::: Records shown :::

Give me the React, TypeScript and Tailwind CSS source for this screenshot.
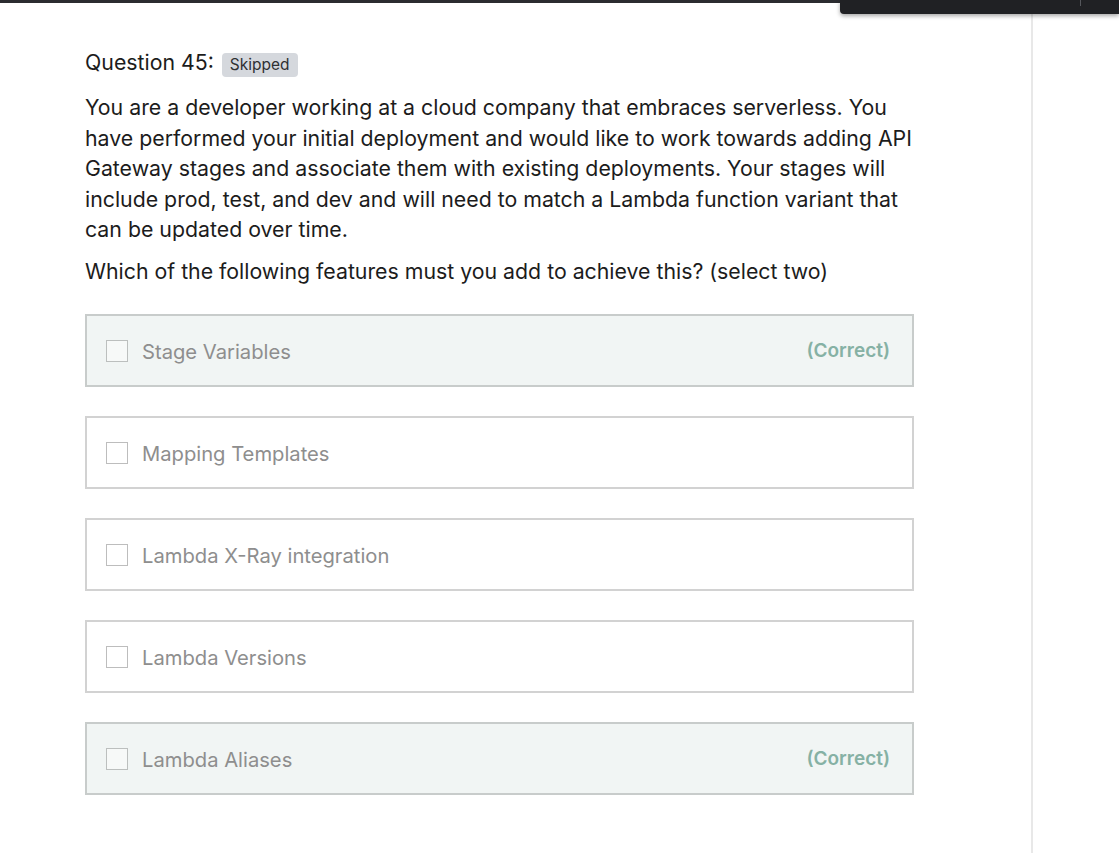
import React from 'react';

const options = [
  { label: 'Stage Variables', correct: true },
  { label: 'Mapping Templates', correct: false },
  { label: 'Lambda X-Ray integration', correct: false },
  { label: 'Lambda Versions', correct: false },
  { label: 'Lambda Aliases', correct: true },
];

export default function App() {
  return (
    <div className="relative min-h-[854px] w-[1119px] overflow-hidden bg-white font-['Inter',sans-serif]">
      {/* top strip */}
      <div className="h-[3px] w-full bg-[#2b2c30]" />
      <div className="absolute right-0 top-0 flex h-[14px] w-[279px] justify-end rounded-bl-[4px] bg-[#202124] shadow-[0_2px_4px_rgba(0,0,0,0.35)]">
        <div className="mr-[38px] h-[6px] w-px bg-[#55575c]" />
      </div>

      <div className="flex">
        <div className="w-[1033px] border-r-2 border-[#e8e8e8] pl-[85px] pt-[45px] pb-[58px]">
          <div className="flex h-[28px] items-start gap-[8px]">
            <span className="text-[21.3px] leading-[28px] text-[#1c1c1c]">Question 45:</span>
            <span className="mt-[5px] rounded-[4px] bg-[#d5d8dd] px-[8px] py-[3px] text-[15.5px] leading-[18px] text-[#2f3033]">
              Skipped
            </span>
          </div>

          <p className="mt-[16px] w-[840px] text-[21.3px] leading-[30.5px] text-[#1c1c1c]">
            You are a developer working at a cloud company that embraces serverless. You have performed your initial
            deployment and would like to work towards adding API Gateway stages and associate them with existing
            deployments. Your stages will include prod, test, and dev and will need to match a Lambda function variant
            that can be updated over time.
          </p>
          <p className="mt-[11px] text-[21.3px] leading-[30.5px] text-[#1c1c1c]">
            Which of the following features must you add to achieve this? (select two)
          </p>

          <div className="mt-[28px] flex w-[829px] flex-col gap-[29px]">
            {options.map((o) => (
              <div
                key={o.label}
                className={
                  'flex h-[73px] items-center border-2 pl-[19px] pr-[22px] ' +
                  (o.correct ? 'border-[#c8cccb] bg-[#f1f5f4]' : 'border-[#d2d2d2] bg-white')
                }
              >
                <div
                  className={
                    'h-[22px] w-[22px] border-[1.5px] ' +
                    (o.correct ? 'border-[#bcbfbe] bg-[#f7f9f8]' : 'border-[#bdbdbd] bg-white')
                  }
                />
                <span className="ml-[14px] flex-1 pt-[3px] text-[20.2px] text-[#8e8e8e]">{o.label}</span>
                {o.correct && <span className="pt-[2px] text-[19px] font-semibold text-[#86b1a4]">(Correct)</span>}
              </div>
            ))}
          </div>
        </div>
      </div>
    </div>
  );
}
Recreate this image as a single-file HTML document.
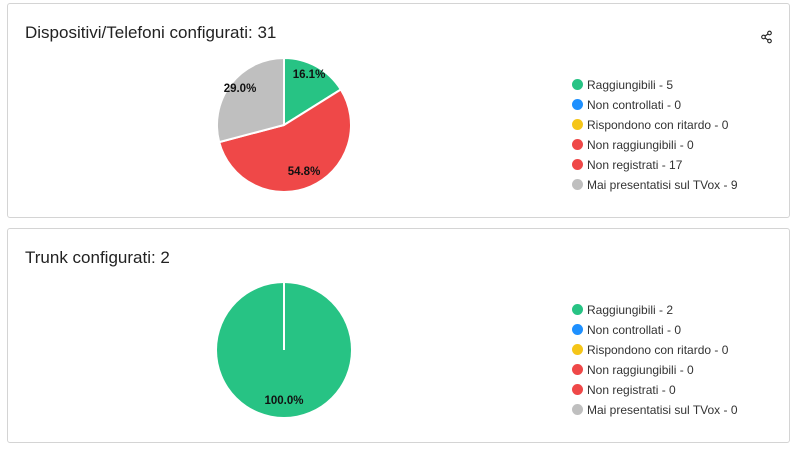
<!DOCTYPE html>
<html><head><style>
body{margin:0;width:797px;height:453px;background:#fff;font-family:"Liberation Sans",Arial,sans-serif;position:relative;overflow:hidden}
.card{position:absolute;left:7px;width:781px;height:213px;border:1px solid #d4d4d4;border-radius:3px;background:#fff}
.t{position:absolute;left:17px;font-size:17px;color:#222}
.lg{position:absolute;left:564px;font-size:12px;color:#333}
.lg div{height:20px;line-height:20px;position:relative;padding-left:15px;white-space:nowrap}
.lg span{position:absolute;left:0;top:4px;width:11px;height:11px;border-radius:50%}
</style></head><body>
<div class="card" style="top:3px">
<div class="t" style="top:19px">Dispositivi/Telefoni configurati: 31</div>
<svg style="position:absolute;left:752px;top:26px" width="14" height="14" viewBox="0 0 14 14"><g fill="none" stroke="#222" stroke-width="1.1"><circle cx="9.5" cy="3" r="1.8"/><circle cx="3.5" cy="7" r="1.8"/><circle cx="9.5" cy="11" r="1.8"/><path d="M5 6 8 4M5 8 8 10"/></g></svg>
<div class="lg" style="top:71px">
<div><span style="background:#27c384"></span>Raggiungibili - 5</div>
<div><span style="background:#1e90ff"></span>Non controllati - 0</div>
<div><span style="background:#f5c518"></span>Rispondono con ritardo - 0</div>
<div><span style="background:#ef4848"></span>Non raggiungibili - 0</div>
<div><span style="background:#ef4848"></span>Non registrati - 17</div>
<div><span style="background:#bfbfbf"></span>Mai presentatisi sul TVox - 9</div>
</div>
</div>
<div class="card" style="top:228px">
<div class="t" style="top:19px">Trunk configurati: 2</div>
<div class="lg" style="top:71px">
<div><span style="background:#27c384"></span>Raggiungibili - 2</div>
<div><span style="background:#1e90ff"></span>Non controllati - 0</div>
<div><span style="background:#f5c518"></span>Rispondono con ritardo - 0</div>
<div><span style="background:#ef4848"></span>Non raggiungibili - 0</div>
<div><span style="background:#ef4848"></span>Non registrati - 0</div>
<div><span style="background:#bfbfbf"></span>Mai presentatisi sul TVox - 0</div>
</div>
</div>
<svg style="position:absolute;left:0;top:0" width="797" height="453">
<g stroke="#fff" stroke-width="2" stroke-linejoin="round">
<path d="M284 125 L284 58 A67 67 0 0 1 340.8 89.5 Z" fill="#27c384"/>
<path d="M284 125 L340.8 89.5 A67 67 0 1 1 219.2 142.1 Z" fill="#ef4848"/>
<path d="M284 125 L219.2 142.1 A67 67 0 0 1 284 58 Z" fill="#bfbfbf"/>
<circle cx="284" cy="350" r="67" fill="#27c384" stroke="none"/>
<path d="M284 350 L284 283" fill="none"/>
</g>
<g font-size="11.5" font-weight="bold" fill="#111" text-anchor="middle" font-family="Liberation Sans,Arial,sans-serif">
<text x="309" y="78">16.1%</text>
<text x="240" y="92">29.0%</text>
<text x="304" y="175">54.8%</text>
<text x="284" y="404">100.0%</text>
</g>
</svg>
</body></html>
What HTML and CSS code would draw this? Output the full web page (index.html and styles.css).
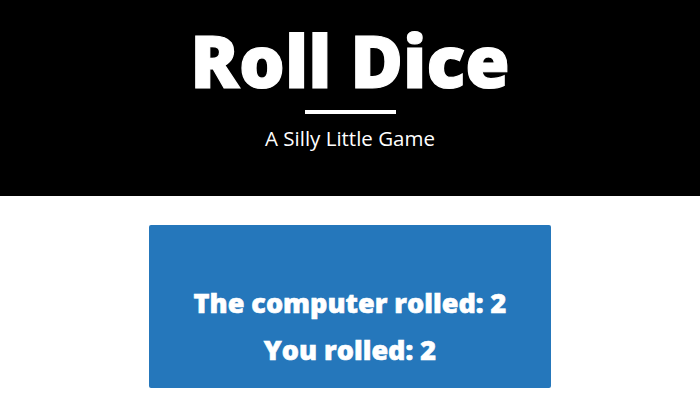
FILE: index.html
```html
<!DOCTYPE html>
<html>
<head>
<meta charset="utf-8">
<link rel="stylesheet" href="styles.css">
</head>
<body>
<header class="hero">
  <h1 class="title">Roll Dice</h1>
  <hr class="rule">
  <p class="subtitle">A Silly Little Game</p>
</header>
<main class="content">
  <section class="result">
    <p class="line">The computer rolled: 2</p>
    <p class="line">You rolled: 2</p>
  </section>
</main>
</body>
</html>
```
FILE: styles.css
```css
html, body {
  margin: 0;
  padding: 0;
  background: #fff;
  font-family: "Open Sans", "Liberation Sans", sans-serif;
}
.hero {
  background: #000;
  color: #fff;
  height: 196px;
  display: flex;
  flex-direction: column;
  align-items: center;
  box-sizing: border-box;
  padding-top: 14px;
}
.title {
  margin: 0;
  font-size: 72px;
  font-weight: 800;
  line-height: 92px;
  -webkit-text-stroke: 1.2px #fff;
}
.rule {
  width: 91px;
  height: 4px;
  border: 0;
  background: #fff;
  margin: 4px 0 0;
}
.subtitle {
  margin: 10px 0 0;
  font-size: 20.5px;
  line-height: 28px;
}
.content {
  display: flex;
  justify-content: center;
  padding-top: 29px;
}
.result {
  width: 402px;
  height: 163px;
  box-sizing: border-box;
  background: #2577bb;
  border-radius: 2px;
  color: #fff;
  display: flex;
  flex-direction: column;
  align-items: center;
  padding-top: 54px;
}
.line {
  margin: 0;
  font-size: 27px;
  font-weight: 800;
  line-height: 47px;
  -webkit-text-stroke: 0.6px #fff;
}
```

:::

Reproduce each line exactly, please, except for any pictures.

Give me the React, TypeScript and Tailwind CSS source for this screenshot.
import React from 'react';

const options = [
  { label: 'Stage Variables', correct: true },
  { label: 'Mapping Templates', correct: false },
  { label: 'Lambda X-Ray integration', correct: false },
  { label: 'Lambda Versions', correct: false },
  { label: 'Lambda Aliases', correct: true },
];

export default function App() {
  return (
    <div className="relative min-h-[854px] w-[1119px] overflow-hidden bg-white font-['Inter',sans-serif]">
      {/* top strip */}
      <div className="h-[3px] w-full bg-[#2b2c30]" />
      <div className="absolute right-0 top-0 flex h-[14px] w-[279px] justify-end rounded-bl-[4px] bg-[#202124] shadow-[0_2px_4px_rgba(0,0,0,0.35)]">
        <div className="mr-[38px] h-[6px] w-px bg-[#55575c]" />
      </div>

      <div className="flex">
        <div className="w-[1033px] border-r-2 border-[#e8e8e8] pl-[85px] pt-[45px] pb-[58px]">
          <div className="flex h-[28px] items-start gap-[8px]">
            <span className="text-[21.3px] leading-[28px] text-[#1c1c1c]">Question 45:</span>
            <span className="mt-[5px] rounded-[4px] bg-[#d5d8dd] px-[8px] py-[3px] text-[15.5px] leading-[18px] text-[#2f3033]">
              Skipped
            </span>
          </div>

          <p className="mt-[16px] w-[840px] text-[21.3px] leading-[30.5px] text-[#1c1c1c]">
            You are a developer working at a cloud company that embraces serverless. You have performed your initial
            deployment and would like to work towards adding API Gateway stages and associate them with existing
            deployments. Your stages will include prod, test, and dev and will need to match a Lambda function variant
            that can be updated over time.
          </p>
          <p className="mt-[11px] text-[21.3px] leading-[30.5px] text-[#1c1c1c]">
            Which of the following features must you add to achieve this? (select two)
          </p>

          <div className="mt-[28px] flex w-[829px] flex-col gap-[29px]">
            {options.map((o) => (
              <div
                key={o.label}
                className={
                  'flex h-[73px] items-center border-2 pl-[19px] pr-[22px] ' +
                  (o.correct ? 'border-[#c8cccb] bg-[#f1f5f4]' : 'border-[#d2d2d2] bg-white')
                }
              >
                <div
                  className={
                    'h-[22px] w-[22px] border-[1.5px] ' +
                    (o.correct ? 'border-[#bcbfbe] bg-[#f7f9f8]' : 'border-[#bdbdbd] bg-white')
                  }
                />
                <span className="ml-[14px] flex-1 pt-[3px] text-[20.2px] text-[#8e8e8e]">{o.label}</span>
                {o.correct && <span className="pt-[2px] text-[19px] font-semibold text-[#86b1a4]">(Correct)</span>}
              </div>
            ))}
          </div>
        </div>
      </div>
    </div>
  );
}
Recreate this image as a single-file HTML document.
<!DOCTYPE html>
<html><head><style>
body{margin:0;width:797px;height:453px;background:#fff;font-family:"Liberation Sans",Arial,sans-serif;position:relative;overflow:hidden}
.card{position:absolute;left:7px;width:781px;height:213px;border:1px solid #d4d4d4;border-radius:3px;background:#fff}
.t{position:absolute;left:17px;font-size:17px;color:#222}
.lg{position:absolute;left:564px;font-size:12px;color:#333}
.lg div{height:20px;line-height:20px;position:relative;padding-left:15px;white-space:nowrap}
.lg span{position:absolute;left:0;top:4px;width:11px;height:11px;border-radius:50%}
</style></head><body>
<div class="card" style="top:3px">
<div class="t" style="top:19px">Dispositivi/Telefoni configurati: 31</div>
<svg style="position:absolute;left:752px;top:26px" width="14" height="14" viewBox="0 0 14 14"><g fill="none" stroke="#222" stroke-width="1.1"><circle cx="9.5" cy="3" r="1.8"/><circle cx="3.5" cy="7" r="1.8"/><circle cx="9.5" cy="11" r="1.8"/><path d="M5 6 8 4M5 8 8 10"/></g></svg>
<div class="lg" style="top:71px">
<div><span style="background:#27c384"></span>Raggiungibili - 5</div>
<div><span style="background:#1e90ff"></span>Non controllati - 0</div>
<div><span style="background:#f5c518"></span>Rispondono con ritardo - 0</div>
<div><span style="background:#ef4848"></span>Non raggiungibili - 0</div>
<div><span style="background:#ef4848"></span>Non registrati - 17</div>
<div><span style="background:#bfbfbf"></span>Mai presentatisi sul TVox - 9</div>
</div>
</div>
<div class="card" style="top:228px">
<div class="t" style="top:19px">Trunk configurati: 2</div>
<div class="lg" style="top:71px">
<div><span style="background:#27c384"></span>Raggiungibili - 2</div>
<div><span style="background:#1e90ff"></span>Non controllati - 0</div>
<div><span style="background:#f5c518"></span>Rispondono con ritardo - 0</div>
<div><span style="background:#ef4848"></span>Non raggiungibili - 0</div>
<div><span style="background:#ef4848"></span>Non registrati - 0</div>
<div><span style="background:#bfbfbf"></span>Mai presentatisi sul TVox - 0</div>
</div>
</div>
<svg style="position:absolute;left:0;top:0" width="797" height="453">
<g stroke="#fff" stroke-width="2" stroke-linejoin="round">
<path d="M284 125 L284 58 A67 67 0 0 1 340.8 89.5 Z" fill="#27c384"/>
<path d="M284 125 L340.8 89.5 A67 67 0 1 1 219.2 142.1 Z" fill="#ef4848"/>
<path d="M284 125 L219.2 142.1 A67 67 0 0 1 284 58 Z" fill="#bfbfbf"/>
<circle cx="284" cy="350" r="67" fill="#27c384" stroke="none"/>
<path d="M284 350 L284 283" fill="none"/>
</g>
<g font-size="11.5" font-weight="bold" fill="#111" text-anchor="middle" font-family="Liberation Sans,Arial,sans-serif">
<text x="309" y="78">16.1%</text>
<text x="240" y="92">29.0%</text>
<text x="304" y="175">54.8%</text>
<text x="284" y="404">100.0%</text>
</g>
</svg>
</body></html>
What HTML and CSS code would draw this? Output the full web page (index.html and styles.css).
FILE: index.html
```html
<!DOCTYPE html>
<html>
<head>
<meta charset="utf-8">
<link rel="stylesheet" href="styles.css">
</head>
<body>
<header class="hero">
  <h1 class="title">Roll Dice</h1>
  <hr class="rule">
  <p class="subtitle">A Silly Little Game</p>
</header>
<main class="content">
  <section class="result">
    <p class="line">The computer rolled: 2</p>
    <p class="line">You rolled: 2</p>
  </section>
</main>
</body>
</html>
```
FILE: styles.css
```css
html, body {
  margin: 0;
  padding: 0;
  background: #fff;
  font-family: "Open Sans", "Liberation Sans", sans-serif;
}
.hero {
  background: #000;
  color: #fff;
  height: 196px;
  display: flex;
  flex-direction: column;
  align-items: center;
  box-sizing: border-box;
  padding-top: 14px;
}
.title {
  margin: 0;
  font-size: 72px;
  font-weight: 800;
  line-height: 92px;
  -webkit-text-stroke: 1.2px #fff;
}
.rule {
  width: 91px;
  height: 4px;
  border: 0;
  background: #fff;
  margin: 4px 0 0;
}
.subtitle {
  margin: 10px 0 0;
  font-size: 20.5px;
  line-height: 28px;
}
.content {
  display: flex;
  justify-content: center;
  padding-top: 29px;
}
.result {
  width: 402px;
  height: 163px;
  box-sizing: border-box;
  background: #2577bb;
  border-radius: 2px;
  color: #fff;
  display: flex;
  flex-direction: column;
  align-items: center;
  padding-top: 54px;
}
.line {
  margin: 0;
  font-size: 27px;
  font-weight: 800;
  line-height: 47px;
  -webkit-text-stroke: 0.6px #fff;
}
```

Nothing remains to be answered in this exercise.